Minggu, 10 Agustus 2025
Why. 11:19a; 12:1,3-6a,10ab. Mzm. 45:10c-12,16.
1Kor. 15:20-26.
Luk. 1:39-56
PUJIAN Bunda Maria dalam Magnificat adalah ungkapan hati yang meluap dari seorang yang mengenal siapa Allahnya.
Maria memuji Tuhan bukan karena hidupnya tanpa pergumulan. Ia tetap seorang perempuan muda yang harus menghadapi pandangan miring masyarakat, perjalanan yang berat, bahkan nanti menyaksikan penderitaan Anak yang dikasihinya.
Namun di tengah semua itu, ia tetap berkata, demikian, “Jiwaku memuliakan Tuhan, dan hatiku bergembira karena Allah, Juruselamatku.”
Di sinilah letak pelajaran besarnya: kebahagiaan sejati tidak lahir dari keadaan yang sempurna, melainkan dari hati yang melekat pada Tuhan. Dunia sering mengajarkan bahwa kita baru bisa bersukacita kalau punya harta berlimpah, jabatan tinggi, atau hidup nyaman.
Tetapi semua itu rapuh, mudah hilang, mudah berubah. Maria menunjukkan bahwa ada sukacita yang tidak bisa dirampas: sukacita karena Tuhan sendiri.
Ketika hati kita berakar pada Dia, penderitaan bukanlah penghalang untuk bersukacita. Justru di tengah penderitaan, kita menemukan betapa Tuhan setia dan dekat. Inilah rahasia kebahagiaan sejati: bukan apa yang kita miliki, tetapi Siapa yang kita miliki.
Kiranya kita belajar dari Bunda Maria untuk menemukan sumber sukacita kita hanya pada Tuhan. Sebab saat Tuhan menjadi alasan utama kita berbahagia, tidak ada keadaan, orang, atau peristiwa yang bisa mencurinya dari kita.
Maria tidak memuliakan dirinya, melainkan memuliakan Tuhan. Sumber sukacitanya bukanlah status baru sebagai “Ibu Sang Mesias”, melainkan kebaikan Allah yang sudi memandang rendahnya dirinya.
Inilah rahasia sukacita rohani: menyadari bahwa semua yang indah dalam hidup ini adalah anugerah, bukan hasil jerih payah atau kehebatan kita.
Peristiwa ini mengingatkan kita bahwa hidup di dunia hanyalah perjalanan singkat menuju rumah sejati kita, surga. Ketika kita melihat Maria dimuliakan, kita pun diingatkan bahwa kita dipanggil untuk tujuan yang sama: berkumpul bersama Tuhan selamanya.

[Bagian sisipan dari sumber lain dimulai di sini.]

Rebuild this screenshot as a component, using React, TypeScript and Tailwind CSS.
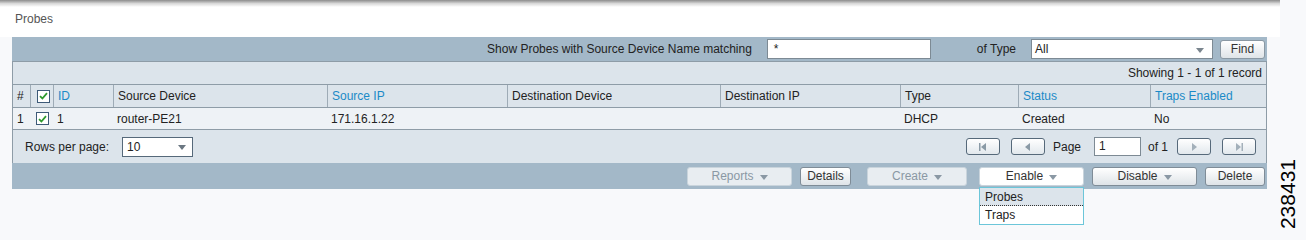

Inilah penghiburan iman kita di tengah realitas kematian. Bagi dunia, kematian adalah akhir. Namun bagi orang beriman, kematian hanyalah pintu menuju kepenuhan kasih Allah.
Kenaikan Maria juga menjadi ajakan untuk menata hidup kita sekarang. Kita tidak akan sampai ke tujuan itu jika tidak belajar setia seperti Maria: mendengarkan sabda Tuhan, melaksanakan kehendak-Nya, dan mempersembahkan hidup sepenuhnya kepada-Nya.
Kesetiaan di hari-hari biasa, dalam perkara kecil, adalah jalan menuju kemuliaan yang besar.
Bagaimana dengan diriku?
Apakah caraku menjalani hidup saat ini menunjukkan bahwa aku sungguh merindukan surga?